We saw increased activity in Kuwait and fairly consistent activity in Saudi Arabia. However, we also began to experience pricing pressure across the region and activity levels declined in Iraq, Australia and Indonesia. In Europe Africa CIS, 2nd quarter revenue increased 2% and operating income increased 12% as a result of the seasonal recovery of activity in the North Sea and Russia. Our corporate and other expense for the Q2 totaled $60,000,000 and we expect 3rd quarter expense to come in at similar levels. We recorded a tax benefit for the 2nd quarter of approximately $6,000,000 Based upon our current outlook for the Q3, we anticipate that our effective tax rate will be approximately 50%.

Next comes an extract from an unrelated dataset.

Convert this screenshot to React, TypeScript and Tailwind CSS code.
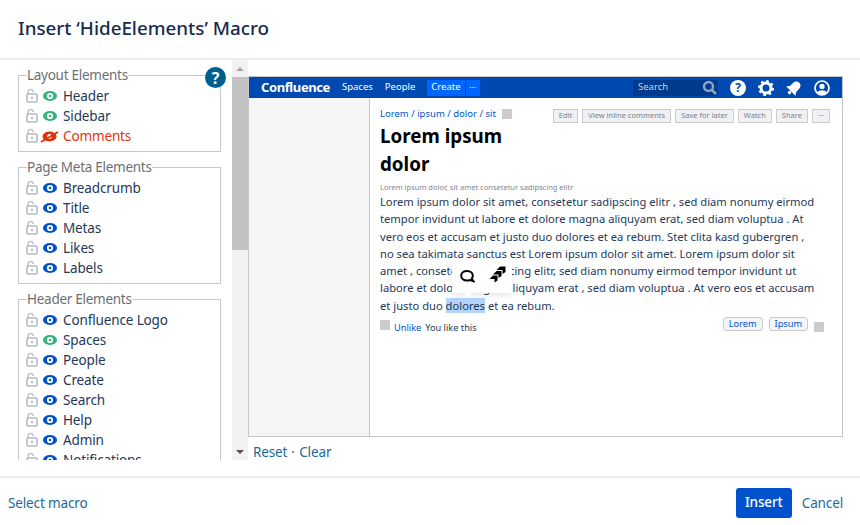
import React from 'react';

const layoutItems = [
    { label: 'Header', state: 'green' },
    { label: 'Sidebar', state: 'green' },
    { label: 'Comments', state: 'off' },
];
const metaItems = ['Breadcrumb', 'Title', 'Metas', 'Likes', 'Labels'].map(label => ({ label, state: 'blue' }));
const headerItems = [
    { label: 'Confluence Logo', state: 'blue' },
    { label: 'Spaces', state: 'green' },
    { label: 'People', state: 'blue' },
    { label: 'Create', state: 'blue' },
    { label: 'Search', state: 'blue' },
    { label: 'Help', state: 'blue' },
    { label: 'Admin', state: 'blue' },
    { label: 'Notifications', state: 'blue' },
];

function LockIcon() {
    return (
        <svg width="12" height="14" viewBox="0 0 12 14" fill="none" className="shrink-0">
            <path d="M2 5V3a2.6 2.6 0 0 1 5.200 0" stroke="#b3bac5" strokeWidth="1.300" />
            <rect x="1" y="5" width="10" height="8" rx="1" stroke="#b3bac5" strokeWidth="1.600" />
            <rect x="5" y="8" width="2" height="2" fill="#b3bac5" />
        </svg>
    );
}

function EyeIcon({ state }: { state: string }) {
    if (state === 'off') {
        return (
            <svg width="19" height="13" viewBox="0 0 19 13" className="shrink-0 -ml-[2px] mr-[-1px]">
                <ellipse cx="9.500" cy="6.500" rx="7" ry="5" fill="#de350b" />
                <circle cx="9.500" cy="6.500" r="2.400" fill="#fff" />
                <path d="M1 12 18 2" stroke="#de350b" strokeWidth="2" />
            </svg>
        );
    }
    const color = state === 'green' ? '#36b37e' : '#0052cc';
    return (
        <svg width="14" height="10" viewBox="0 0 14 10" className="shrink-0">
            <ellipse cx="7" cy="5" rx="7" ry="5" fill={color} />
            <circle cx="7" cy="5" r="3.100" fill="#fff" />
            <circle cx="7" cy="5" r="1.300" fill={color} />
        </svg>
    );
}

function ElementGroup({ title, items, className }: { title: string; items: { label: string; state: string }[]; className?: string }) {
    return (
        <fieldset className={`ml-[18px] w-[203px] border border-[#c6c8ca] pb-[5px] ${className ?? ''}`}>
            <legend className="ml-2 text-[13.500px] leading-[16px] tracking-[-0.27px] text-[#6b6f76]">{title}</legend>
            <div className="mt-[3px]">
                {items.map(item => (
                    <div key={item.label} className="flex h-5 items-center pl-[7px]">
                        <LockIcon />
                        <span className="ml-[5px] flex w-[14px] justify-center"><EyeIcon state={item.state} /></span>
                        <span className={`ml-[6px] whitespace-nowrap ${item.state === 'off' ? 'text-[#de350b]' : 'text-[#253858]'}`}>{item.label}</span>
                    </div>
                ))}
            </div>
        </fieldset>
    );
}

function Scrollbar() {
    return (
        <div className="flex w-4 shrink-0 flex-col items-center bg-[#f1f1f1]">
            <div className="flex h-[17px] items-center justify-center">
                <div className="h-0 w-0 border-x-[4px] border-b-[4px] border-x-transparent border-b-[#a3a3a3]" />
            </div>
            <div className="h-[173px] w-full bg-[#c1c1c1]" />
            <div className="flex-1" />
            <div className="flex h-[17px] items-center justify-center">
                <div className="h-0 w-0 border-x-[4px] border-t-[4px] border-x-transparent border-t-[#505050]" />
            </div>
        </div>
    );
}

function NavIcons() {
    return (
        <div className="ml-[12px] flex items-center gap-[12px]">
            <span className="flex h-[16px] w-[16px] items-center justify-center rounded-full bg-white text-[12px] font-bold leading-none text-[#0049b0]">?</span>
            <svg width="16" height="16" viewBox="0 0 16 16">
                <circle cx="8" cy="8" r="5" fill="none" stroke="#fff" strokeWidth="3" />
                <circle cx="8" cy="8" r="7" fill="none" stroke="#fff" strokeWidth="2" strokeDasharray="2.600 2.900" />
            </svg>
            <svg width="16" height="16" viewBox="0 0 16 16">
                <g transform="rotate(45 8 8)">
                    <path d="M8 0.500c-2.800 0-4.300 2.200-4.300 5V9L1.500 12.500h13L12.300 9V5.500C12.300 2.700 10.800 0.500 8 0.500z" fill="#fff" />
                    <circle cx="8" cy="14.300" r="1.700" fill="#fff" />
                </g>
            </svg>
            <svg width="16" height="16" viewBox="0 0 16 16">
                <circle cx="8" cy="8" r="7" fill="none" stroke="#fff" strokeWidth="1.700" />
                <circle cx="8" cy="6.400" r="2.600" fill="#fff" />
                <path d="M3.500 12.500c1-3 8-3 9 0L8 15z" fill="#fff" />
            </svg>
        </div>
    );
}

function ActionButton({ children }: { children: React.ReactNode }) {
    return (
        <span className="flex h-[14px] items-center whitespace-nowrap border border-[#c9cbcf] bg-[#f0f1f3] px-[5px] text-[7.500px] text-[#7a8090]">{children}</span>
    );
}

function Preview() {
    return (
        <div className="relative flex h-[361px] w-[595px] flex-col border border-[#c4c6c9] tracking-normal">
            <div className="flex h-[21px] shrink-0 items-center bg-[#0049b0] pl-[12px] pr-[12px] text-[9.500px] text-white">
                <span className="text-[13px] font-bold tracking-[-0.4px]">Confluence</span>
                <span className="ml-[12px]">Spaces</span>
                <span className="ml-[12px]">People</span>
                <span className="ml-[12px] flex h-[16px] items-center bg-[#0065ff] px-[4px]">Create</span>
                <span className="ml-[1px] flex h-[16px] w-[14px] items-center justify-center bg-[#0065ff] text-[8px] leading-none">···</span>
                <div className="ml-auto flex h-[16px] w-[85px] items-center justify-between bg-[#003a8c] pl-[5px] pr-[1px] text-[#c7d3e8]">
                    <span>Search</span>
                    <svg width="15" height="15" viewBox="0 0 15 15" fill="none">
                        <circle cx="6.500" cy="6.500" r="4.500" stroke="#8fa3c4" strokeWidth="2.400" />
                        <path d="m10 10 4 4" stroke="#8fa3c4" strokeWidth="2.600" />
                    </svg>
                </div>
                <NavIcons />
            </div>
            <div className="flex min-h-0 flex-1">
                <div className="w-[121px] shrink-0 border-r border-[#c4c6c9] bg-[#f5f5f5]" />
                <div className="relative flex-1 pl-[10px] pr-[12px] pt-[10px]">
                    <div className="flex items-start justify-between">
                        <div className="w-[170px]">
                            <div className="flex h-[12px] items-center whitespace-nowrap text-[9.500px] text-[#0052cc]">
                                Lorem / ipsum / dolor / sit
                                <span className="ml-[6px] h-[10px] w-[10px] bg-[#cccccc]" />
                            </div>
                            <h1 className="mt-[2px] w-[130px] text-[18.800px] font-bold leading-[28px] text-black">Lorem ipsum dolor</h1>
                        </div>
                        <div className="flex gap-[4px] pt-px">
                            <ActionButton>Edit</ActionButton>
                            <ActionButton>View inline comments</ActionButton>
                            <ActionButton>Save for later</ActionButton>
                            <ActionButton>Watch</ActionButton>
                            <ActionButton>Share</ActionButton>
                            <ActionButton>···</ActionButton>
                        </div>
                    </div>
                    <div className="mt-[4px] whitespace-nowrap text-[7.500px] leading-[10px] text-[#7f8590]">Lorem ipsum dolor, sit amet consetetur sadipscing elitr</div>
                    <p className="relative mt-[1px] whitespace-nowrap text-[11.200px] leading-[17.300px] text-[#253858]">
                        Lorem ipsum dolor sit amet, consetetur sadipscing elitr , sed diam nonumy eirmod<br />
                        tempor invidunt ut labore et dolore magna aliquyam erat, sed diam voluptua . At<br />
                        vero eos et accusam et justo duo dolores et ea rebum. Stet clita kasd gubergren ,<br />
                        no sea takimata sanctus est Lorem ipsum dolor sit amet. Lorem ipsum dolor sit<br />
                        amet , consetetur sadipscing elitr, sed diam nonumy eirmod tempor invidunt ut<br />
                        labore et dolore magna aliquyam erat , sed diam voluptua . At vero eos et accusam<br />
                        et justo duo <span className="bg-[#b3d4ff]">dolores</span> et ea rebum.
                    </p>
                    <div className="mr-[6px] mt-[3px] flex items-start text-[9.200px]">
                        <span className="mt-[3px] h-[10px] w-[10px] bg-[#cccccc]" />
                        <span className="ml-[4px] mt-[4px] text-[#0052cc]">Unlike</span>
                        <span className="ml-[4px] mt-[4px] text-[#253858]">You like this</span>
                        <span className="ml-auto flex h-[14px] items-center rounded-[3px] border border-[#c9cbcf] bg-[#f4f5f7] px-[5px] text-[#0052cc]">Lorem</span>
                        <span className="ml-[6px] flex h-[14px] items-center rounded-[3px] border border-[#c9cbcf] bg-[#f4f5f7] px-[5px] text-[#0052cc]">Ipsum</span>
                        <span className="ml-[6px] mt-[5px] h-[10px] w-[10px] bg-[#cccccc]" />
                    </div>
                    <div className="absolute left-[82px] top-[161px] flex h-[34px] w-[60px] items-center gap-[14px] bg-white pl-[8px] shadow-[0_2px_6px_rgba(9,30,66,0.12)]">
                        <span className="absolute bottom-[-3px] left-[12px] h-[7px] w-[7px] rotate-45 bg-white" />
                        <svg width="15" height="13" viewBox="0 0 15 13" fill="none" className="relative mt-[1px]">
                            <path d="M7 1c3.300 0 5.800 1.900 5.800 4.700 0 1.100-.4 2-1 2.800l1.700 2.700-3.500-1.200c-.9.400-1.900.6-3 .6-3.300 0-5.800-2-5.800-4.900S3.700 1 7 1z" stroke="#000" strokeWidth="2" />
                        </svg>
                        <svg width="17" height="17" viewBox="0 0 17 17" fill="#000" className="relative -mt-[3px]">
                            <path d="M7.500 4 11 .5h5.500V6l-3 2V4z" />
                            <path d="M4 8.500 7.500 5h5V10l-3 2V8.500z" />
                            <path d="M.5 13 4 9.500h4.500v5l-3 2V13z" />
                        </svg>
                    </div>
                </div>
            </div>
        </div>
    );
}

export default function App() {
    return (
        <div className="flex h-[525px] w-[860px] flex-col overflow-hidden bg-white font-['Noto_Sans','Open_Sans',sans-serif] text-[13.500px] tracking-[-0.13px]">
            <header className="flex h-[60px] shrink-0 items-center border-b-2 border-[#ebecf0] pb-[2px] pl-[18px]">
                <h2 className="text-[18.800px] font-medium tracking-normal text-[#172b4d]">Insert ‘HideElements’ Macro</h2>
            </header>
            <main className="flex h-[400px] shrink-0">
                <div className="relative w-[232px] shrink-0 overflow-hidden pt-[7px]">
                    <ElementGroup title="Layout Elements" items={layoutItems} />
                    <ElementGroup title="Page Meta Elements" items={metaItems} className="mt-[7px]" />
                    <ElementGroup title="Header Elements" items={headerItems} className="mt-[7px]" />
                    <span className="absolute left-[205px] top-[7px] flex h-[21px] w-[21px] items-center justify-center rounded-full bg-[#005f8f] text-[16px] font-bold leading-none text-white">?</span>
                </div>
                <Scrollbar />
                <div className="flex-1 pt-[16px]">
                    <Preview />
                    <div className="ml-[5px] mt-[5px] text-[#1a6a96]">
                        Reset<span className="ml-[4px] mr-[1px] text-[#505f79]">·</span> Clear
                    </div>
                </div>
            </main>
            <footer className="mt-[16px] flex flex-1 items-center border-t-2 border-[#ebecf0] pl-2 pr-[17px] pt-[2px]">
                <span className="mt-[1px] text-[#1a6a96]">Select macro</span>
                <button className="ml-auto h-[30px] w-[56px] rounded-[3px] bg-[#0052cc] font-medium text-white">Insert</button>
                <span className="ml-[10px] mt-[1px] text-[#1a6a96]">Cancel</span>
            </footer>
        </div>
    );
}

This unusual rate results from having tax losses in the U. S. That are then offset by taxable income in the foreign jurisdictions with lower statutory rates. During the Q2, we had several special charges that we need to highlight. First, as we've previously disclosed, we recognized the $3,500,000,000 termination fee associated with the Baker Hughes transaction.
We also recognized pre tax restructuring and other charges of $423,000,000 These charges consist primarily of severance cost and asset impairments as we continue to adjust our cost structure and footprint to the current operating environment. The largest single item in that charge was a fair market value adjustment required by accounting rules for exchanging $200,000,000 of our receivable for an interest bearing promissory note. This instrument provides a more defined schedule around the timing of payments, while generating a return while we await payment. There is an immediate expense because accounting rules require that these notes be revalued to their current trading value even if you intend to hold them to maturity. Our current intent is to hold them to maturity and we expect to collect 100 percent of the principal.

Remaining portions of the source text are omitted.